---------- Supplied material ----------

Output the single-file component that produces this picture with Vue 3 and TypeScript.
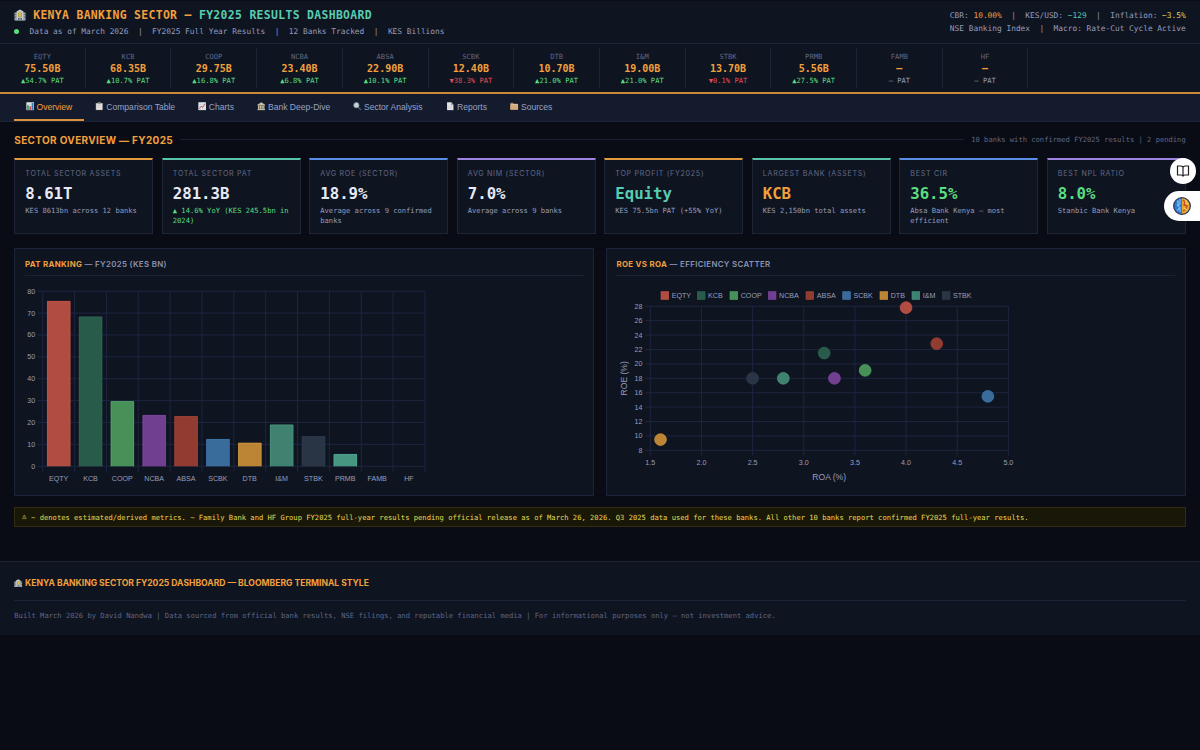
<script setup lang="ts">
interface Ticker { code: string; value: string; change: string; tone: 'up' | 'down' | 'flat' }
interface Kpi { label: string; value: string; sub: string; accent: string; tone: string; subTone?: string }
interface Bank { code: string; pat: number; color: string; edge: string; roa?: number; roe?: number }

const tickers: Ticker[] = [
  { code: 'EQTY', value: '75.50B', change: '▲54.7%', tone: 'up' },
  { code: 'KCB', value: '68.35B', change: '▲10.7%', tone: 'up' },
  { code: 'COOP', value: '29.75B', change: '▲16.8%', tone: 'up' },
  { code: 'NCBA', value: '23.40B', change: '▲6.8%', tone: 'up' },
  { code: 'ABSA', value: '22.90B', change: '▲10.1%', tone: 'up' },
  { code: 'SCBK', value: '12.40B', change: '▼38.3%', tone: 'down' },
  { code: 'DTB', value: '10.70B', change: '▲21.0%', tone: 'up' },
  { code: 'I&M', value: '19.00B', change: '▲21.0%', tone: 'up' },
  { code: 'STBK', value: '13.70B', change: '▼0.1%', tone: 'down' },
  { code: 'PRMB', value: '5.56B', change: '▲27.5%', tone: 'up' },
  { code: 'FAMB', value: '—', change: '—', tone: 'flat' },
  { code: 'HF', value: '—', change: '—', tone: 'flat' },
]

const tabs = [
  { icon: 'bars', label: 'Overview', width: 69.8 },
  { icon: 'clip', label: 'Comparison Table', width: 102.5 },
  { icon: 'trend', label: 'Charts', width: 59.2 },
  { icon: 'temple', label: 'Bank Deep-Dive', width: 96 },
  { icon: 'lens', label: 'Sector Analysis', width: 93 },
  { icon: 'page', label: 'Reports', width: 64 },
  { icon: 'folder', label: 'Sources', width: 65 },
]

const kpis: Kpi[] = [
  { label: 'TOTAL SECTOR ASSETS', value: '8.61T', sub: 'KES 8613bn across 12 banks', accent: 'orange', tone: 'plain' },
  { label: 'TOTAL SECTOR PAT', value: '281.3B', sub: '▲ 14.6% YoY (KES 245.5bn in 2024)', accent: 'teal', tone: 'plain', subTone: 'up' },
  { label: 'AVG ROE (SECTOR)', value: '18.9%', sub: 'Average across 9 confirmed banks', accent: 'blue', tone: 'plain' },
  { label: 'AVG NIM (SECTOR)', value: '7.0%', sub: 'Average across 9 banks', accent: 'purple', tone: 'plain' },
  { label: 'TOP PROFIT (FY2025)', value: 'Equity', sub: 'KES 75.5bn PAT (+55% YoY)', accent: 'orange', tone: 'teal-text' },
  { label: 'LARGEST BANK (ASSETS)', value: 'KCB', sub: 'KES 2,150bn total assets', accent: 'teal', tone: 'orange-text' },
  { label: 'BEST CIR', value: '36.5%', sub: 'Absa Bank Kenya — most efficient', accent: 'blue', tone: 'up' },
  { label: 'BEST NPL RATIO', value: '8.0%', sub: 'Stanbic Bank Kenya', accent: 'purple', tone: 'up' },
]

const banks: Bank[] = [
  { code: 'EQTY', pat: 75.5, color: '#b14c41', edge: '#c9574a', roa: 4.0, roe: 27.8 },
  { code: 'KCB', pat: 68.35, color: '#285b4a', edge: '#2b6b55', roa: 3.2, roe: 21.5 },
  { code: 'COOP', pat: 29.75, color: '#479159', edge: '#51a967', roa: 3.6, roe: 19.1 },
  { code: 'NCBA', pat: 23.4, color: '#713f90', edge: '#8249a5', roa: 3.3, roe: 18.0 },
  { code: 'ABSA', pat: 22.9, color: '#923b31', edge: '#a94438', roa: 4.3, roe: 22.8 },
  { code: 'SCBK', pat: 12.4, color: '#396b9b', edge: '#417cb5', roa: 4.8, roe: 15.5 },
  { code: 'DTB', pat: 10.7, color: '#bc8535', edge: '#d6993d', roa: 1.6, roe: 9.5 },
  { code: 'I&M', pat: 19, color: '#408270', edge: '#4a9882', roa: 2.8, roe: 18.0 },
  { code: 'STBK', pat: 13.7, color: '#293544', edge: '#2e3e50', roa: 2.5, roe: 18.0 },
  { code: 'PRMB', pat: 5.56, color: '#469681', edge: '#50ad95' },
  { code: 'FAMB', pat: 0, color: '#000', edge: '#000' },
  { code: 'HF', pat: 0, color: '#000', edge: '#000' },
]

// Bar chart geometry
const barLeft = 17.7
const barStep = 31.85
const barBase = 186.3
const barTop = 11.2
const barY = (v: number) => barBase - (v / 80) * (barBase - barTop)
const barTicks = [0, 10, 20, 30, 40, 50, 60, 70, 80]

// Scatter geometry
const sx = (v: number) => 34.3 + (v - 1.5) * 102.3
const sy = (v: number) => 170.4 - (v - 8) * 7.21
const xTicks = [1.5, 2, 2.5, 3, 3.5, 4, 4.5, 5]
const yTicks = [8, 10, 12, 14, 16, 18, 20, 22, 24, 26, 28]
const points = banks.filter((b) => b.roa !== undefined)
const legendX = [45, 81.3, 114, 152.3, 190, 226.7, 264, 296, 326.3]
</script>

<template>
  <div class="page">
    <svg class="defs" width="0" height="0" aria-hidden="true">
      <symbol id="bank" viewBox="0 0 24 24">
        <path d="M5 5 12 1l7 4v18H5z" fill="#c5cbd0" />
        <path d="M1 7h5v16H1zM18 7h5v16h-5z" fill="#9da7b0" />
        <path d="M8 8q4-5 8 0v8H8z" fill="#b59c3c" />
        <path d="M11 7h2v8h-2z" fill="#f1df7b" />
        <path d="M2 10h2v2H2zm0 5h2v2H2zm18-5h2v2h-2zm0 5h2v2h-2zM8 18h2v5H8zm6 0h2v5h-2z" fill="#536473" />
        <path d="M10.500 17h3v6h-3z" fill="#6f7c86" />
      </symbol>
      <symbol id="bars" viewBox="0 0 24 24">
        <path d="M1 1h22v22H1z" fill="#dfe6ea" />
        <path d="M1 7h22M1 13h22M1 18h22" stroke="#aab9c4" />
        <path d="M3 9h5v14H3z" fill="#3f9a66" />
        <path d="M9.500 12h5v11h-5z" fill="#bd5660" />
        <path d="M16 3h5v20h-5z" fill="#3478b9" />
      </symbol>
      <symbol id="clip" viewBox="0 0 24 24">
        <path d="M2 3h20v20H2z" fill="#99806a" />
        <path d="M3.500 4h17v18h-17z" fill="#e5e6e8" />
        <path d="M8 1h8v5H8z" fill="#8d949c" />
        <path d="M6 10h12M6 13h12M6 16h12" stroke="#b4b9bf" />
      </symbol>
      <symbol id="trend" viewBox="0 0 24 24">
        <path d="M1 1h22v22H1z" fill="#e6eaec" />
        <path d="M1 7h22M1 13h22M1 19h22M7 1v22M14 1v22" stroke="#b4c0c8" />
        <path d="m3 19 6-7 4 3 8-11" fill="none" stroke="#c04b58" stroke-width="2.500" />
      </symbol>
      <symbol id="temple" viewBox="0 0 24 24">
        <path d="M1 8 12 1l11 7v2H1zM2 19h20l1 4H1z" fill="#cabd9f" />
        <path d="M4 10h16v9H4z" fill="#665d50" />
        <path d="M3 10h3v9H3zm5 0h3v9H8zm5 0h3v9h-3zm5 0h3v9h-3z" fill="#d6ceb8" />
      </symbol>
      <symbol id="lens" viewBox="0 0 24 24">
        <path d="m14 14 8 8" stroke="#555c67" stroke-width="4" stroke-linecap="round" />
        <circle cx="9.500" cy="9" r="7.500" fill="#c4d0d8" stroke="#818c96" stroke-width="2" />
      </symbol>
      <symbol id="page" viewBox="0 0 24 24">
        <path d="M3 1h12l6 7v15H3z" fill="#e4e5e7" />
        <path d="M14 1v8h7z" fill="#9aa1a9" />
        <path d="M6 12h12M6 15h12M6 18h12" stroke="#bcc0c5" />
      </symbol>
      <symbol id="folder" viewBox="0 0 24 24">
        <path d="M1 4q0-2 2-2h6l2 3h10q2 0 2 2v14H1z" fill="#a98661" />
        <path d="M2 6h20v4H2z" fill="#e5ddcf" />
        <path d="M1 8h22v14H1z" fill="#d4ad7c" />
      </symbol>
    </svg>

    <header class="top">
      <div>
        <h1><svg class="logo"><use href="#bank" /></svg><span>KENYA BANKING SECTOR — <b>FY2025 RESULTS DASHBOARD</b></span></h1>
        <p class="status"><i class="dot"></i><span>Data as of March 2026&nbsp; |&nbsp; FY2025 Full Year Results&nbsp; |&nbsp; 12 Banks Tracked&nbsp; |&nbsp; KES Billions</span></p>
      </div>
      <div class="macro">
        <div>CBR: <b class="orange-text">10.00%</b>&nbsp; |&nbsp; KES/USD: <b class="teal-text">~129</b>&nbsp; |&nbsp; Inflation: <b class="yellow-text">~3.5%</b></div>
        <div>NSE Banking Index&nbsp; |&nbsp; Macro: Rate-Cut Cycle Active</div>
      </div>
    </header>

    <section class="strip">
      <div v-for="t in tickers" :key="t.code" class="tick">
        <span class="code">{{ t.code }}</span>
        <span class="val">{{ t.value }}</span>
        <span class="chg" :class="t.tone">{{ t.change }} PAT</span>
      </div>
    </section>

    <nav class="tabs">
      <a v-for="(t, i) in tabs" :key="t.label" class="tab" :class="{ active: i === 0 }" :style="{ width: t.width + 'px' }">
        <svg class="emoji"><use :href="'#' + t.icon" /></svg><span>{{ t.label }}</span>
      </a>
    </nav>

    <main>
      <div class="section-head">
        <h2>SECTOR OVERVIEW — FY2025</h2>
        <hr>
        <span>10 banks with confirmed FY2025 results | 2 pending</span>
      </div>

      <div class="kpis">
        <article v-for="k in kpis" :key="k.label" class="kpi" :class="k.accent">
          <h3>{{ k.label }}</h3>
          <strong :class="k.tone">{{ k.value }}</strong>
          <p :class="k.subTone">{{ k.sub }}</p>
        </article>
      </div>

      <div class="panels">
        <section class="panel">
          <h4><b>PAT RANKING</b> — FY2025 (KES BN)</h4>
          <svg class="chart" width="558" height="210">
            <g class="grid">
              <path v-for="v in barTicks" :key="'h' + v" :d="`M${barLeft - 5} ${barY(v)}H${barLeft + barStep * 12}`" />
              <path v-for="n in 13" :key="'v' + n" :d="`M${barLeft + (n - 1) * barStep} ${barTop}V${barBase + 5.500}`" />
            </g>
            <text v-for="v in barTicks" :key="'t' + v" x="10.200" :y="barY(v) + 2.500" text-anchor="end">{{ v }}</text>
            <g v-for="(b, i) in banks" :key="b.code">
              <rect v-if="b.pat" :x="barLeft + i * barStep + 4.400" :y="barY(b.pat)" width="23.200" :height="barBase - barY(b.pat)" :fill="b.color" />
              <path v-if="b.pat" class="edge" :stroke="b.edge" :d="`M${barLeft + i * barStep + 4.700} ${barBase}V${barY(b.pat) + 0.300}h22.600V${barBase}`" />
              <text :x="barLeft + (i + 0.5) * barStep" y="200.800" text-anchor="middle">{{ b.code }}</text>
            </g>
          </svg>
        </section>

        <section class="panel">
          <h4><b>ROE VS ROA</b> — EFFICIENCY SCATTER</h4>
          <svg class="chart" width="558" height="210">
            <g class="grid">
              <path v-for="v in yTicks" :key="'h' + v" :d="`M${sx(1.5) - 5} ${sy(v)}H${sx(5)}`" />
              <path v-for="v in xTicks" :key="'v' + v" :d="`M${sx(v)} ${sy(28)}V${sy(8) + 5}`" />
            </g>
            <text v-for="v in yTicks" :key="'y' + v" x="26.400" :y="sy(v) + 2.500" text-anchor="end">{{ v }}</text>
            <text v-for="v in xTicks" :key="'x' + v" :x="sx(v)" y="185.200" text-anchor="middle">{{ v.toFixed(1) }}</text>
            <text class="axis" :x="213.200" y="199.800" text-anchor="middle">ROA (%)</text>
            <text class="axis" transform="translate(11 98.300) rotate(-90)" text-anchor="middle">ROE (%)</text>
            <g v-for="(b, i) in points" :key="b.code">
              <rect :x="legendX[i]" y="11.700" width="7.700" height="7.700" :fill="b.color" :stroke="b.edge" stroke-width="0.600" />
              <text :x="legendX[i] + 10.700" y="18.100">{{ b.code }}</text>
              <circle :cx="sx(b.roa!)" :cy="sy(b.roe!)" r="5.900" :fill="b.color" :stroke="b.edge" stroke-width="0.700" />
            </g>
          </svg>
        </section>
      </div>

      <p class="note"><svg class="warn" viewBox="0 0 10 10"><path d="M5 1 9.300 9H.7zM5 3.500v3M5 7.300v.9" /></svg><span>~ denotes estimated/derived metrics. ~ Family Bank and HF Group FY2025 full-year results pending official release as of March 26, 2026. Q3 2025 data used for these banks. All other 10 banks report confirmed FY2025 full-year results.</span></p>
    </main>

    <footer>
      <h5><svg class="emoji"><use href="#bank" /></svg><span>KENYA BANKING SECTOR FY2025 DASHBOARD — BLOOMBERG TERMINAL STYLE</span></h5>
      <p>Built March 2026 by David Nandwa | Data sourced from official bank results, NSE filings, and reputable financial media | For informational purposes only — not investment advice.</p>
    </footer>

    <div class="book">
      <svg width="14" height="14" viewBox="0 0 14 14"><path d="M7 3Q6 2 4.500 2H1.500v9H5q1.400 0 2 1 .6-1 2-1h3.500V2h-3Q8 2 7 3zV12" /></svg>
    </div>
    <div class="assist">
      <svg width="20" height="20" viewBox="0 0 20 20">
        <circle cx="10" cy="10" r="8.300" fill="#3479cf" />
        <path d="M10 1.700a8.300 8.300 0 0 1 0 16.600z" fill="#e8a82f" />
        <path d="M5 4.500q2 1 1 3t1 3-2 4M8 3v5l-3 2M8 11v5" fill="none" stroke="#78b9f1" stroke-width="1.200" />
        <path d="M11 4l2 2-1 3 3 1-1 3-3 2" fill="none" stroke="#c74d2b" stroke-width="1.400" />
        <path d="M14 4v3l2 1M12 12l3 2" fill="none" stroke="#f6d45b" stroke-width="1.200" />
        <circle cx="10" cy="10" r="8.300" fill="none" stroke="#29395c" stroke-width="1.300" />
      </svg>
    </div>
  </div>
</template>

<style>
body { margin: 0; background: #0a0c15; }
</style>

<style scoped>
* { box-sizing: border-box; }
.page { position: relative; width: 1200px; height: 750px; overflow: hidden; background: #0a0c15; color: #959dba; font-family: "DejaVu Sans Mono", monospace; font-size: 7.14px; }
.defs { position: absolute; }
h1, h2, h3, h4, h5, p { margin: 0; }
.up { color: #5ade80; }
.down { color: #e04c55; }
.orange-text { color: #f2a03c; }
.teal-text { color: #55cbae; }
.yellow-text { color: #e9d44e; }

.top { height: 44px; padding: 7px 14.300px 0; display: flex; justify-content: space-between; background: #0f1421; border-top: 1px solid #0a0d17; border-bottom: 1px solid #1e2436; }
h1 { display: flex; align-items: center; height: 14px; font-size: 11.430px; letter-spacing: .33px; color: #f2a03c; white-space: nowrap; }
h1 b { color: #58ccb0; }
.logo { width: 12px; height: 12px; margin-right: 6.900px; }
.status { display: flex; align-items: center; height: 12px; margin-top: 3px; font-size: 7.860px; letter-spacing: -.016px; }
.dot { width: 5px; height: 5px; margin: 0 10.200px 0 0; border-radius: 50%; background: #5ade80; }
.macro { font-size: 7.860px; letter-spacing: -.016px; line-height: 13px; padding-top: 1px; white-space: nowrap; }
.macro b { font-weight: 400; }

.strip { height: 50px; padding-top: 4px; display: flex; background: #0f1421; border-bottom: 2px solid #c98a37; }
.tick { width: 85.710px; height: 40px; border-right: 1px solid #1e2436; display: flex; flex-direction: column; align-items: center; }
.code { line-height: 10px; margin-top: 4px; color: #5f6783; }
.val { line-height: 14px; font-size: 10px; font-weight: 700; color: #f2a03c; }
.chg { line-height: 9px; margin-top: .3px; }

.tabs { height: 28px; padding-left: 14.300px; display: flex; background: #141b2d; border-bottom: 1px solid #1c2336; font-family: "Liberation Sans", Arial, sans-serif; font-size: 8.570px; }
.tab { display: flex; align-items: center; padding: 0 0 0 11.400px; height: 27px; color: #98a1c6; white-space: nowrap; border-bottom: 2px solid transparent; }
.tab.active { color: #f2a03c; border-bottom: 2px solid #d9913a; }
.emoji { width: 8.500px; height: 8.500px; margin-right: 2.300px; flex: none; }

main { padding: 10.500px 14.300px 0; height: 439px; }
.section-head { display: flex; align-items: center; height: 14px; color: #5f6783; }
h2 { font: 700 10px Inter, sans-serif; letter-spacing: .34px; color: #f2a03c; white-space: nowrap; }
hr { flex: 1; height: 1px; margin: 0 7px; border: 0; background: #1c2234; }
.kpis { display: grid; grid-template-columns: repeat(8, 1fr); gap: 8.570px; margin-top: 11px; }
.kpi { height: 76.500px; padding: 9.500px 9px 0 10px; background: #0f1421; border: 1px solid #1e2537; border-top: 2px solid; }
.orange { border-top-color: #e39a3c; }
.teal { border-top-color: #58c4a8; }
.blue { border-top-color: #5a8ee6; }
.purple { border-top-color: #9c84e0; }
.kpi h3 { font: 400 7.140px/10px Inter, sans-serif; letter-spacing: .71px; color: #636b87; white-space: nowrap; }
.kpi strong { display: block; margin-top: 5px; font-size: 15.710px; line-height: 20px; letter-spacing: -.03px; color: #e6eaf6; }
.kpi strong.up { color: #5ade80; }
.kpi strong.orange-text { color: #f2a03c; }
.kpi strong.teal-text { color: #58ccb0; }
.kpi p { margin-top: 1.500px; line-height: 10px; }

.panels { display: grid; grid-template-columns: 1fr 1fr; gap: 11.430px; margin-top: 14px; }
.panel { height: 247.500px; padding: 9px 9.700px; background: #0f1421; border: 1px solid #1c2439; }
.panel h4 { height: 18px; padding-top: 1px; border-bottom: 1px solid #1c2336; font: 600 7.860px/11px Inter, sans-serif; letter-spacing: .34px; color: #8b93b0; }
.panel h4 b { font-weight: 700; color: #f2a03c; }
.chart { display: block; margin-top: 3.500px; font: 7.140px "Liberation Sans", Arial, sans-serif; }
.chart text { fill: #979fbd; }
.chart .axis { font-size: 8.570px; }
.grid path { stroke: #1e2540; stroke-width: 1; fill: none; }
.edge { fill: none; stroke-width: .7; }

.note { display: flex; align-items: center; height: 20px; margin-top: 11.500px; padding-left: 7.200px; background: #191708; border: 1px solid #332c10; color: #ead955; white-space: nowrap; letter-spacing: .01px; }
.warn { width: 4.600px; height: 5.500px; margin-right: 4px; fill: none; stroke: #e0ce4f; stroke-width: 1; }

footer { height: 74px; padding: 14.500px 14.300px 0; background: #0f1421; border-top: 1px solid #1e2436; }
h5 { display: flex; align-items: center; height: 24.500px; padding-bottom: 11px; font: 700 8.570px Inter, sans-serif; color: #f2a03c; border-bottom: 1px solid #1c2336; }
footer p { margin-top: 8.500px; line-height: 11px; color: #5f6783; letter-spacing: .012px; }

.book { position: absolute; left: 1169.500px; top: 157.500px; width: 26px; height: 26px; border-radius: 50%; background: #fff; display: grid; place-items: center; }
.book path { fill: none; stroke: #202020; stroke-width: 1.200; }
.assist { position: absolute; left: 1164px; top: 190.700px; width: 36px; height: 30.500px; padding: 5px 0 0 8px; border-radius: 15.500px 0 0 15.500px; background: #fff; }
</style>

----------

_Given problem_
Repeat the listing above exactly from its first line to the line containing "string; pat: number;", both included, and omit the pictures.

_Exercise solution_
Output the single-file component that produces this picture with Vue 3 and TypeScript.
<script setup lang="ts">
interface Ticker { code: string; value: string; change: string; tone: 'up' | 'down' | 'flat' }
interface Kpi { label: string; value: string; sub: string; accent: string; tone: string; subTone?: string }
interface Bank { code: string; pat: number; color: string; edge: string; roa?: number; roe?: number }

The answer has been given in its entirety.